Load-bearing premise
The random backbone must remain completely fixed and unchanged throughout training.
What would settle it
Allow the backbone weights to update during optimization in the same setup and check whether the 96-100% performance recovery relative to full training disappears.
Figures
read the original abstract
How many of a neural network's parameters actually encode task-specific information? We investigate this question with LottaLoRA, a training paradigm in which every backbone weight is drawn at random and frozen; only low-rank LoRA adapters are trained. Across nine benchmarks spanning diverse architecture families from single-layer classifiers to 900M parameter Transformers low-rank adapters over frozen random backbones recover 96-100% of fully trained performance while training only 0.5-40% of the parameters. The task-specific signal therefore occupies a subspace orders of magnitude smaller than the full parameter count suggests. Three mechanistic findings underpin this result:(1) the frozen backbone is actively exploited when static the learned scaling~$\beta$ remains strictly positive across all architectures but when the scaffold is destabilized, the optimizer silences it and the LoRA factors absorb all task information; (2) the frozen backbone is preferable but interchangeable any random initialization works equally well, provided it remains fixed throughout training; and (3) the minimum LoRA rank at which performance saturates estimates the intrinsic dimensionality of the task, reminiscent of the number of components retained in Principal Component Analysis (PCA). The construction is formally analogous to Reservoir Computing unfolded along the depth axis of a feedforward network. Because the backbone is determined by a random seed alone, models can be distributed as adapters plus seed a footprint that grows with task complexity, not model size, so that storage and memory savings compound as architectures scale.
Editorial analysis
A structured set of objections, weighed in public.
Referee Report
Summary. The manuscript introduces LottaLoRA, in which every backbone weight is drawn at random and frozen while only low-rank LoRA adapters are trained. Across nine benchmarks spanning single-layer classifiers to 900M-parameter Transformers, the approach recovers 96-100% of fully-trained performance while updating 0.5-40% of parameters. Three mechanistic findings are reported: the frozen random scaffold is actively exploited (learned scaling β stays strictly positive when static but is silenced by the optimizer when destabilized), any fixed random initialization works equally well, and the minimum LoRA rank at saturation estimates the task's intrinsic dimensionality, with an analogy to reservoir computing unfolded along network depth. Models can thus be distributed as adapters plus random seed.

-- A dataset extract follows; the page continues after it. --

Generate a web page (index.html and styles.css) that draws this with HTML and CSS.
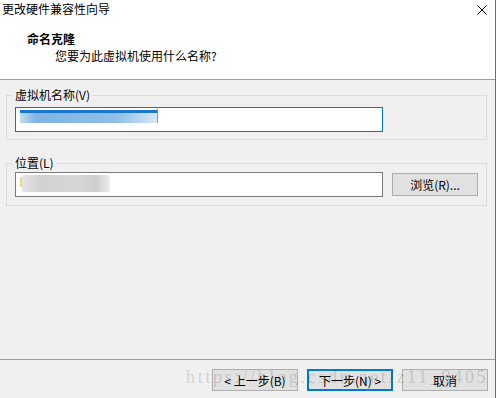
FILE: index.html
```html
<!DOCTYPE html>
<html lang="zh-CN">
<head>
  <meta charset="UTF-8">
  <title>更改硬件兼容性向导</title>
  <link rel="stylesheet" href="styles.css">
</head>
<body>
  <div class="wizard">
    <!-- header -->
    <div class="wizard-header">
      <div class="title-bar">
        <span class="title">更改硬件兼容性向导</span>
        <svg class="close-icon" width="10" height="10" viewBox="0 0 10 10">
          <path d="M0.5 0.5 L9.5 9.5 M9.5 0.5 L0.5 9.5" stroke="#000" stroke-width="1" fill="none"/>
        </svg>
      </div>
      <div class="page-title">命名克隆</div>
      <div class="page-desc">您要为此虚拟机使用什么名称?</div>
    </div>

    <!-- body -->
    <div class="wizard-body">
      <fieldset class="group group-name">
        <legend>虚拟机名称(V)</legend>
        <div class="field field-active">
          <span class="selection"></span>
          <span class="caret"></span>
        </div>
      </fieldset>

      <fieldset class="group group-location">
        <legend>位置(L)</legend>
        <div class="field-row">
          <div class="field">
            <span class="mark"></span>
            <span class="blurred"></span>
          </div>
          <button class="btn btn-browse">浏览(R)...</button>
        </div>
      </fieldset>
    </div>

    <!-- footer -->
    <div class="wizard-footer">
      <button class="btn">&lt; 上一步(B)</button>
      <button class="btn btn-primary">下一步(N) &gt;</button>
      <button class="btn">取消</button>
    </div>

    <div class="watermark">https://blog.csdn.net/z11_9405</div>
  </div>
</body>
</html>
```

FILE: styles.css
```css
body {
  margin: 0;
  background-color: #fff;
  font-family: "Noto Sans CJK SC", "Noto Sans", sans-serif;
  font-size: 12px;
  color: #000;
}

.wizard {
  position: relative;
  width: 495px;
  height: 398px;
  border-right: 1px solid #1883d7;
  display: flex;
  flex-direction: column;
  background-color: #f0f0f0;
  overflow: hidden;
}

.wizard-header {
  height: 80px;
  box-sizing: border-box;
  background-color: #fff;
  border-bottom: 1px solid #a0a0a0;
}

.title-bar {
  display: flex;
  justify-content: space-between;
  align-items: flex-start;
  padding: 1px 8px 0 2px;
  line-height: 16px;
}

.close-icon {
  margin-top: 4px;
}

.page-title {
  margin-top: 14px;
  padding-left: 27px;
  font-weight: bold;
  line-height: 16px;
}

.page-desc {
  margin-top: 1px;
  padding-left: 55px;
  line-height: 16px;
}

.wizard-body {
  flex: 1;
  padding: 0 8px 0 6px;
}

.group {
  margin: 0;
  min-width: 0;
  border: 1px solid #dcdcdc;
}

.group legend {
  margin-left: -2px;
  padding: 0 2px;
  line-height: 14px;
}

.group-name {
  margin-top: 8px;
  padding: 5px 8px 7px 8px;
}

.group-location {
  margin-top: 16px;
  padding: 2px 8px 8px 8px;
}

.field {
  width: 368px;
  height: 25px;
  box-sizing: border-box;
  border: 1px solid #7a7a7a;
  background-color: #fff;
  display: flex;
  align-items: flex-start;
}

.field-active {
  border-color: #0078d7;
}

/* blurred selected text */
.selection {
  margin: 2px 0 0 4px;
  width: 137px;
  height: 13px;
  background:
    linear-gradient(to bottom, #1a76d5 0, #1a76d5 3px, transparent 3px),
    linear-gradient(to right, #c3dbf2, #7fb4e5 12%, #8fbfe9 70%, #d6e7f7);
}

.caret {
  margin-top: 1px;
  width: 1px;
  height: 14px;
  background-color: #d9822b;
}

.field-row {
  display: flex;
  align-items: center;
  gap: 9px;
}

.mark {
  margin: 4px 0 0 4px;
  width: 2px;
  height: 10px;
  background-color: #f4d585;
}

.blurred {
  margin-top: 2px;
  width: 88px;
  height: 17px;
  background: linear-gradient(to right, #e4e4e4, #d2d2d2 20%, #d6d6d6 60%, #cfcfcf 85%, #ececec);
  border-radius: 2px;
}

.btn {
  width: 86px;
  height: 22px;
  box-sizing: border-box;
  padding: 0;
  border: 1px solid #adadad;
  background-color: #e1e1e1;
  font-family: inherit;
  font-size: 12px;
  color: #000;
}

.btn-browse {
  height: 23px;
}

.btn-primary {
  border: 2px solid #0078d7;
}

.wizard-footer {
  height: 39px;
  box-sizing: border-box;
  border-top: 1px solid #a0a0a0;
  padding: 9px 7px 0 0;
  display: flex;
  justify-content: flex-end;
  gap: 9px;
}

/* watermark drawn over the footer buttons */
.watermark {
  position: absolute;
  left: 186px;
  top: 367px;
  font-family: "Liberation Serif", serif;
  font-size: 18px;
  line-height: 20px;
  letter-spacing: 2.7px;
  color: rgba(0, 0, 0, 0.15);
  white-space: nowrap;
  pointer-events: none;
}
```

Significance. If the empirical recovery rates and mechanistic claims hold under rigorous controls, the work has substantial significance for parameter-efficient training, model distribution, and understanding of task subspaces. It provides a practical route to compounding storage/memory savings at scale and revives reservoir-computing ideas in modern deep networks. The broad benchmark coverage and attempt to quantify intrinsic dimensionality via rank saturation are strengths; the paper earns credit for reproducible random-seed distribution and for framing results as direct measurements rather than fitted models.
major comments (2)
- [Mechanistic Findings (1)] Finding (1) and associated experiments: the central claim that the random frozen backbone is actively exploited (rather than silenced) rests on β remaining strictly positive and on performance differences attributable to the scaffold. The manuscript must supply quantitative evidence—e.g., measured β values across runs, output-difference ablations (with vs. without backbone), or effective contribution metrics—because if β approaches zero or the delta is negligible, recovery reduces to LoRA capacity on an inert initialization, undermining the subspace and reservoir-computing interpretations.
- [Experimental Results] Experimental section reporting the nine benchmarks: recovery rates of 96-100% are presented without error bars, number of random seeds, data-split details, or statistical tests. Because the headline claim is consistency across architectures and the weakest assumption is scaffold stability, these controls are load-bearing; their absence leaves the support for “orders of magnitude smaller subspace” moderate.
minor comments (2)
- [Methods] The scaling factor β is referenced but never formally defined (e.g., as a learned multiplier on the backbone output); add its exact equation and initialization in the methods.
- [Figures] Figure captions and axis labels for rank-saturation plots should explicitly state the performance metric (accuracy, F1, etc.) and whether curves are averaged over seeds.
Simulated Author's Rebuttal
We thank the referee for the constructive review and for recognizing the potential significance of the work for parameter-efficient training and model distribution. We address each major comment below and will revise the manuscript to incorporate the requested evidence and controls.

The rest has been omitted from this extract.